Brief
Look at the data below and print exactly the lines from its first line through the line with "me sens pas"; the pictures stay out of the copy.

Data section
──────

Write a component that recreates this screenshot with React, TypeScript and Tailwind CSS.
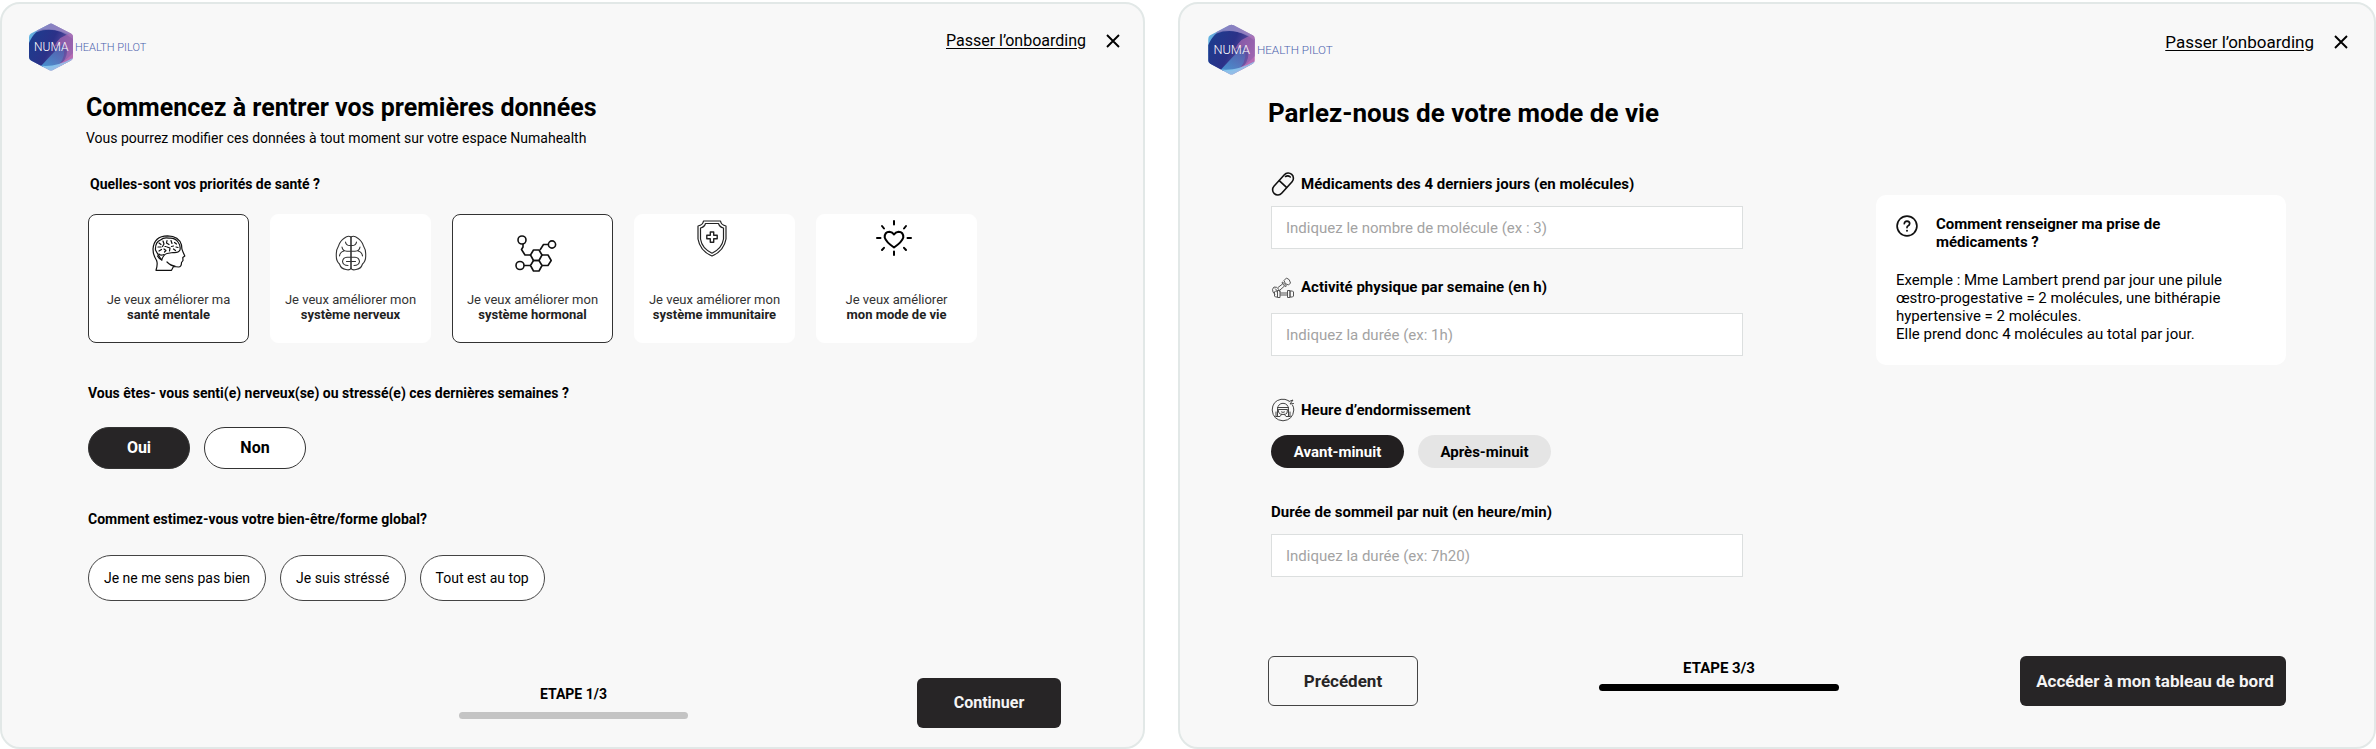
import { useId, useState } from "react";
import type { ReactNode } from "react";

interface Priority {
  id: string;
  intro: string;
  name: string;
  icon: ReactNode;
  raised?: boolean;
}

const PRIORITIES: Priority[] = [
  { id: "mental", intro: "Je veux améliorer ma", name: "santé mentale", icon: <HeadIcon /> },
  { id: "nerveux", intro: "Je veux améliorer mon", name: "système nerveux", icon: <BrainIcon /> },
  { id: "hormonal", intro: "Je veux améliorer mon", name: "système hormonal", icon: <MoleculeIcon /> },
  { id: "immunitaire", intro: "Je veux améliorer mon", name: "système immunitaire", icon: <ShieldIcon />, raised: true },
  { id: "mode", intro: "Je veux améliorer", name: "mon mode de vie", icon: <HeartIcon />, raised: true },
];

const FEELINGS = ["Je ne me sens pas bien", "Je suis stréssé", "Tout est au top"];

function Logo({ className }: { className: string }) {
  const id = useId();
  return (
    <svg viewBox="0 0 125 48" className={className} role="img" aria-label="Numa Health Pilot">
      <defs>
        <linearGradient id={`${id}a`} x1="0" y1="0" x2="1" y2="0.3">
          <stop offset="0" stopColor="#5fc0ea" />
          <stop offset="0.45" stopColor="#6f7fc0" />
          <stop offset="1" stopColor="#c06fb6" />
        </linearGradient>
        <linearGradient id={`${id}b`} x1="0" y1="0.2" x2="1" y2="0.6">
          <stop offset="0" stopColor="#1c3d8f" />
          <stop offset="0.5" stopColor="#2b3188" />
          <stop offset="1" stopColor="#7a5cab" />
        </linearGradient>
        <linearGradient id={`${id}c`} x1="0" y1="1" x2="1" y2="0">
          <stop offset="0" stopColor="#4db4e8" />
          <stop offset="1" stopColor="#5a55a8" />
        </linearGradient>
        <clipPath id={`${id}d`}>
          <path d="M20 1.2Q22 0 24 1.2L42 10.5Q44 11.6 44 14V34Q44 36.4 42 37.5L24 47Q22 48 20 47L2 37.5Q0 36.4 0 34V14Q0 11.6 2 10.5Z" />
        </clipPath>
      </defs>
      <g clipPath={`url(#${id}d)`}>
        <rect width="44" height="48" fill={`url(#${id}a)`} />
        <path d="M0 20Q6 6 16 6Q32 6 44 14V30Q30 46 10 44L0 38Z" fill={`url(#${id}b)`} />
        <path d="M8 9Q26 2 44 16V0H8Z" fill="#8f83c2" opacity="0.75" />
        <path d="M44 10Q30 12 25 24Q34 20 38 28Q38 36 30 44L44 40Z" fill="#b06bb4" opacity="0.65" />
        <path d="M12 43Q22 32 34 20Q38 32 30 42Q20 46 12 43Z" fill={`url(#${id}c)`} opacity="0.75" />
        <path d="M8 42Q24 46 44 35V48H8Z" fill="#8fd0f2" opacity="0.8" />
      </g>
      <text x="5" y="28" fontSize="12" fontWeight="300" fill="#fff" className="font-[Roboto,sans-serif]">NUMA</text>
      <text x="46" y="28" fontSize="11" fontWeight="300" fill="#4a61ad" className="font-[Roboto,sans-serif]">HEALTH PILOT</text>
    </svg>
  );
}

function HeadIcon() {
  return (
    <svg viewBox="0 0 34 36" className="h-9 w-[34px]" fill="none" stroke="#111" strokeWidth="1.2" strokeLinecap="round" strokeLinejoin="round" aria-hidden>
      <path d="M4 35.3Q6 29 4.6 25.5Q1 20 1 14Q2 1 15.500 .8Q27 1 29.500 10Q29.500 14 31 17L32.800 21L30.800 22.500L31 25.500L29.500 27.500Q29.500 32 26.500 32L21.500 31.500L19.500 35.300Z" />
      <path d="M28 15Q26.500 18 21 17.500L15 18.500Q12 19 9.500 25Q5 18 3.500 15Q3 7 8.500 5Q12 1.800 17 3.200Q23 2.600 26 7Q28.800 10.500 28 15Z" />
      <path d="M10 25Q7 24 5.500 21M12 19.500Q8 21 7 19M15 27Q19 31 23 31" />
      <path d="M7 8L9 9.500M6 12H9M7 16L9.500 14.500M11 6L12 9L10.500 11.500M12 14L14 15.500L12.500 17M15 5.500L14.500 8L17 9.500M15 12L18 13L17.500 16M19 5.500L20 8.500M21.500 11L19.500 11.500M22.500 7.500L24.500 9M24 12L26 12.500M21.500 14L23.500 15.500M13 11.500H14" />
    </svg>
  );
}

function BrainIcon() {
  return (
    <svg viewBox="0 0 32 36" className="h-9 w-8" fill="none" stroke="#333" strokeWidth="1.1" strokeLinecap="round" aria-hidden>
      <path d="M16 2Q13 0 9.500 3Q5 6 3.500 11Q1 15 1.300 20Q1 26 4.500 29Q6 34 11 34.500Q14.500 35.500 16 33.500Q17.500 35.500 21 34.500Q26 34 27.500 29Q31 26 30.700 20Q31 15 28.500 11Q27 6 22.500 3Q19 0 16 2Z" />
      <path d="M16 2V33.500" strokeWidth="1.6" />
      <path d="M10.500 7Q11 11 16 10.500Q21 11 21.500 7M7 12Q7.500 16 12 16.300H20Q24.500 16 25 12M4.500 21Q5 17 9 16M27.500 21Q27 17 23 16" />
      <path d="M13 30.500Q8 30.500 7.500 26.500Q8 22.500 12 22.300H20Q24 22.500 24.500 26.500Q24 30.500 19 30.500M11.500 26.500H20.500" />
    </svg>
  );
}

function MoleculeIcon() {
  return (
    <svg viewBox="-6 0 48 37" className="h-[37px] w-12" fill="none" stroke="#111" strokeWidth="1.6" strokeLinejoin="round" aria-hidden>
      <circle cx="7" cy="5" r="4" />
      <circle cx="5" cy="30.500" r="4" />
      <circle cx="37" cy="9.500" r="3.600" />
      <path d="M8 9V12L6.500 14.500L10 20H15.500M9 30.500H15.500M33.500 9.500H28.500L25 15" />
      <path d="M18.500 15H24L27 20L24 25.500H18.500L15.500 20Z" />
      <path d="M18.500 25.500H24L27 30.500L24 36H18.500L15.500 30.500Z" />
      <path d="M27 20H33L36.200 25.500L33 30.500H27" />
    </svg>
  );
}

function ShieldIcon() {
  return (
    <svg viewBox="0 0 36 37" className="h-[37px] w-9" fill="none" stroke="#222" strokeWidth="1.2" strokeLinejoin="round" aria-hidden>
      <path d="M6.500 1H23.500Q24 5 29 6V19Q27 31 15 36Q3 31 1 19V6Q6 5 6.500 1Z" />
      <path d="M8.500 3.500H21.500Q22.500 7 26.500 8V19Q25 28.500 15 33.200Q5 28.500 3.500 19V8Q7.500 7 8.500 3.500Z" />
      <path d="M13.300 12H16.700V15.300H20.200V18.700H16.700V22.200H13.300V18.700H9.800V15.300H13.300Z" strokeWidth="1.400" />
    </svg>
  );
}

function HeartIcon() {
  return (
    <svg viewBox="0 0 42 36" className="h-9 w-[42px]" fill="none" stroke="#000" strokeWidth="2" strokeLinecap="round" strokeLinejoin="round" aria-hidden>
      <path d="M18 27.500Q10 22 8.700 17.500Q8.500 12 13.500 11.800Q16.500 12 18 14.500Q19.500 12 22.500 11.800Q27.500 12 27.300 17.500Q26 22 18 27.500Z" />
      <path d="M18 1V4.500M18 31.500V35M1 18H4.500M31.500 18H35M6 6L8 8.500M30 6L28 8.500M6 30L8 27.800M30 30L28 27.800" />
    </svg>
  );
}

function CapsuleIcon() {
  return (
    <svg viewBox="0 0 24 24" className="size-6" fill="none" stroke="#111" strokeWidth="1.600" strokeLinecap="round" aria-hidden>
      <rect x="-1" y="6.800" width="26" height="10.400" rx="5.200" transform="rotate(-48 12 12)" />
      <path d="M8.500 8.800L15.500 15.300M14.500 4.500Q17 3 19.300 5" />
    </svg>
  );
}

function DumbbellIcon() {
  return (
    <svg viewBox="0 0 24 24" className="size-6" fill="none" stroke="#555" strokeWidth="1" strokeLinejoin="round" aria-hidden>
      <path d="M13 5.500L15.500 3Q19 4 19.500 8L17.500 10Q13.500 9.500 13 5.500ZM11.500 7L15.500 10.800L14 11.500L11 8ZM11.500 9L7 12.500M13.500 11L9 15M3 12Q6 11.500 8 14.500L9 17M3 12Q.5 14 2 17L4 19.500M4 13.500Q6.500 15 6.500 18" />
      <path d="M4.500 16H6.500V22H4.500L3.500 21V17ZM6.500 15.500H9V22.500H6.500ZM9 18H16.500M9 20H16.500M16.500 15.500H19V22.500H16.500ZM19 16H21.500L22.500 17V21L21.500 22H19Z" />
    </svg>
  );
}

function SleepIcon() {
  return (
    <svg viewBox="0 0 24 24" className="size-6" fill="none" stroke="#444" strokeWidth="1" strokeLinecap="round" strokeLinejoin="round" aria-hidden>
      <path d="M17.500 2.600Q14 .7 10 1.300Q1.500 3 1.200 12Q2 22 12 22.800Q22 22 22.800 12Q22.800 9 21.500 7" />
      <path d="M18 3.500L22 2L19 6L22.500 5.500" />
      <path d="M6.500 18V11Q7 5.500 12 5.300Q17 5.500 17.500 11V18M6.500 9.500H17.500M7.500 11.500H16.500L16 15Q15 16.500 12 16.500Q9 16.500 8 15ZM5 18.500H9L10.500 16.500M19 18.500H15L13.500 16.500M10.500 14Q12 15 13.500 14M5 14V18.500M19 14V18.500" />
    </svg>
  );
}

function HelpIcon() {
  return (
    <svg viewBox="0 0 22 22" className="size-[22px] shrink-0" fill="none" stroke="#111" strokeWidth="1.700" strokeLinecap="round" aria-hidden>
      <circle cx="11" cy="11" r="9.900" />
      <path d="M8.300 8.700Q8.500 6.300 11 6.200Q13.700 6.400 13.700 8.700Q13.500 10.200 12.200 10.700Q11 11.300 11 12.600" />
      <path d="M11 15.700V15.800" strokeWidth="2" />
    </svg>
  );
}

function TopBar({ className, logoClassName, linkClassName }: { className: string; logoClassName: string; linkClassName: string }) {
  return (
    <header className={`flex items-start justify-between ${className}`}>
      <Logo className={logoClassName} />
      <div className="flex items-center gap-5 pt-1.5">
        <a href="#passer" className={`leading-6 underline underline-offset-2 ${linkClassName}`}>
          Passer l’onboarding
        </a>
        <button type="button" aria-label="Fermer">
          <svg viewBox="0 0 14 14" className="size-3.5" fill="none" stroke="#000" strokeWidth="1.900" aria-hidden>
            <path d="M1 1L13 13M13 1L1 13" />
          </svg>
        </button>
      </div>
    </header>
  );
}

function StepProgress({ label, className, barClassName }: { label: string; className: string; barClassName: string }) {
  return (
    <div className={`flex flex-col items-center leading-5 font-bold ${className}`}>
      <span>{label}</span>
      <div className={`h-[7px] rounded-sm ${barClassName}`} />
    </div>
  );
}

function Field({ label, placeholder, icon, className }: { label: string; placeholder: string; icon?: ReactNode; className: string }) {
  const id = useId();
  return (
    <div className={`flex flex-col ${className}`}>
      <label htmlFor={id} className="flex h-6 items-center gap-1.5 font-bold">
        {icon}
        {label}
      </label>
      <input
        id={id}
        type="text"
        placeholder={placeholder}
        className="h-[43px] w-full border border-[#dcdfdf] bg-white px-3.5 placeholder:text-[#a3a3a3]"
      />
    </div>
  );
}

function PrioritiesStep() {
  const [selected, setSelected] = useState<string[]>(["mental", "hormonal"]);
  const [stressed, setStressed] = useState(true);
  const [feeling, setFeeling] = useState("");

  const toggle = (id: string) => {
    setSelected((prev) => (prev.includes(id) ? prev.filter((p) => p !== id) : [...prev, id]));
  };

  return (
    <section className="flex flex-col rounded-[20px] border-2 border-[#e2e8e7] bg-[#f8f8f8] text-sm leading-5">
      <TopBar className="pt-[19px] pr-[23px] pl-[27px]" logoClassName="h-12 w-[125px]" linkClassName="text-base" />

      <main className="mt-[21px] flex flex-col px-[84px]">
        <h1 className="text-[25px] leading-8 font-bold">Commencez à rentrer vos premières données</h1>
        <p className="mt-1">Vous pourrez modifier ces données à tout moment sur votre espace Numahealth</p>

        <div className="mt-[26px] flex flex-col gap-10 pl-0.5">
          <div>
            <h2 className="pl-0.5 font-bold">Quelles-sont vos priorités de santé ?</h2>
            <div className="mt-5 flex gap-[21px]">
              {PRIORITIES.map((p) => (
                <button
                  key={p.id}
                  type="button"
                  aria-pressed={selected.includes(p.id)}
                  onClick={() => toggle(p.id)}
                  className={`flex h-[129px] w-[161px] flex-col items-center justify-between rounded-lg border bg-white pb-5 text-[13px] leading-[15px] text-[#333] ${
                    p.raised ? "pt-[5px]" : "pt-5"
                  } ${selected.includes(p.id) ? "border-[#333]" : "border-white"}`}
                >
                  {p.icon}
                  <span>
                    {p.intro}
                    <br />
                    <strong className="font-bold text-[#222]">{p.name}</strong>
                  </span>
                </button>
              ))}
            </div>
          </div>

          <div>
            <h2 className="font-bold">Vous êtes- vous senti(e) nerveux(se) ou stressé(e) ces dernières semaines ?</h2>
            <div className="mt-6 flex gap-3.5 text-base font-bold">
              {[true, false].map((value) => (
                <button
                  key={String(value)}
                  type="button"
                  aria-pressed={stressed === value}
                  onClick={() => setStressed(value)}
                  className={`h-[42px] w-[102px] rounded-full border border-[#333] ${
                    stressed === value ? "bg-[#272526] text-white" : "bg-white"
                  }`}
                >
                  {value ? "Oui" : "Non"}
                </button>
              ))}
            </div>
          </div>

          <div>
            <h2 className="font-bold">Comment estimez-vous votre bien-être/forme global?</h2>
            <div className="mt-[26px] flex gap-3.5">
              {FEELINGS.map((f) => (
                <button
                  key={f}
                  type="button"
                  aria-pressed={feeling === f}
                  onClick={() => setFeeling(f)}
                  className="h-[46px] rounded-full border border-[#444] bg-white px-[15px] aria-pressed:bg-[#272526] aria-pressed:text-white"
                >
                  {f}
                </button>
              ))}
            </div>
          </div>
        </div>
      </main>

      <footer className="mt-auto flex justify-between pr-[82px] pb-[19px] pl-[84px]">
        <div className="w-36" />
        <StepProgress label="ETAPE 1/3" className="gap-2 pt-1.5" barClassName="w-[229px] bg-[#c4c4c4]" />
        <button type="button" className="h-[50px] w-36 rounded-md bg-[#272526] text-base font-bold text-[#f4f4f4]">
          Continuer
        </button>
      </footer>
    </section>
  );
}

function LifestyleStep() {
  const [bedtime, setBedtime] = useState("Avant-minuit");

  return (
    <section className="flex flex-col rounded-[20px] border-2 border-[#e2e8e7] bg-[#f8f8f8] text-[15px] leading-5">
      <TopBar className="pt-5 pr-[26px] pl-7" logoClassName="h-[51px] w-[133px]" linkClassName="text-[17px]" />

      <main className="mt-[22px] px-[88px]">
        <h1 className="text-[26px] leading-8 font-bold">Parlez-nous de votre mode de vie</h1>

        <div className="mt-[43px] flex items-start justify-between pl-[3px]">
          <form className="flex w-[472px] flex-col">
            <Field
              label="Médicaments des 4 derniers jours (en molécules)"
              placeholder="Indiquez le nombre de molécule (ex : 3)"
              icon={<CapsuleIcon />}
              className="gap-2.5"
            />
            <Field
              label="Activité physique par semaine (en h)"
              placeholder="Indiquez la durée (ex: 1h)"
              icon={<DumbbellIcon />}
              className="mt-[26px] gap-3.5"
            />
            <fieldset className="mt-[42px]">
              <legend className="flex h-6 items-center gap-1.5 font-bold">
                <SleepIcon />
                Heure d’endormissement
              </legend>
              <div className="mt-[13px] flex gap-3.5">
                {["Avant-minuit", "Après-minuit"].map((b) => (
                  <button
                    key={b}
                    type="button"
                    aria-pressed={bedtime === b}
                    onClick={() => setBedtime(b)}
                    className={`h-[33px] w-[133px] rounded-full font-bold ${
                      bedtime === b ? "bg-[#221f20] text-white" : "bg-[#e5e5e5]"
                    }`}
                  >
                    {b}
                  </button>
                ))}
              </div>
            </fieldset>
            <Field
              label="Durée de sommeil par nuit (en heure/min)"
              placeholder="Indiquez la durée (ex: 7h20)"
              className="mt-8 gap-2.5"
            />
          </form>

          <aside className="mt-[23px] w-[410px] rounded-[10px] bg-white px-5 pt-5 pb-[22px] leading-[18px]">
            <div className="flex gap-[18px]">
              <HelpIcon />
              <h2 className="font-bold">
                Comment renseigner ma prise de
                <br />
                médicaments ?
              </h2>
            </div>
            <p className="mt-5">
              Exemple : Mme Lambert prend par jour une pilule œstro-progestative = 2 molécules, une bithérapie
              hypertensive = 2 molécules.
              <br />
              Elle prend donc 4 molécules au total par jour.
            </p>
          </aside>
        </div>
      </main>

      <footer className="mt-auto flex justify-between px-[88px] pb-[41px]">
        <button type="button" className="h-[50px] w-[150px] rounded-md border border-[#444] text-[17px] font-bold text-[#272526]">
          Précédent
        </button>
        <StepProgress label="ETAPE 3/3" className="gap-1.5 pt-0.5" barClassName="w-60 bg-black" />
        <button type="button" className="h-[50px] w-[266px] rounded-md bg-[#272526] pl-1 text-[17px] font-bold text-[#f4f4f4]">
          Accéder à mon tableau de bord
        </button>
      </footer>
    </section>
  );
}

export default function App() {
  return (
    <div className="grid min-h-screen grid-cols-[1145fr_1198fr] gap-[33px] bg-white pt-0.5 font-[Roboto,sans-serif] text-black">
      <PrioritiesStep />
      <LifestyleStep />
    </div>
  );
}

──────

Full output
Write a component that recreates this screenshot with React, TypeScript and Tailwind CSS.
import { useId, useState } from "react";
import type { ReactNode } from "react";

interface Priority {
  id: string;
  intro: string;
  name: string;
  icon: ReactNode;
  raised?: boolean;
}

const PRIORITIES: Priority[] = [
  { id: "mental", intro: "Je veux améliorer ma", name: "santé mentale", icon: <HeadIcon /> },
  { id: "nerveux", intro: "Je veux améliorer mon", name: "système nerveux", icon: <BrainIcon /> },
  { id: "hormonal", intro: "Je veux améliorer mon", name: "système hormonal", icon: <MoleculeIcon /> },
  { id: "immunitaire", intro: "Je veux améliorer mon", name: "système immunitaire", icon: <ShieldIcon />, raised: true },
  { id: "mode", intro: "Je veux améliorer", name: "mon mode de vie", icon: <HeartIcon />, raised: true },
];

const FEELINGS = ["Je ne me sens pas bien", "Je suis stréssé", "Tout est au top"];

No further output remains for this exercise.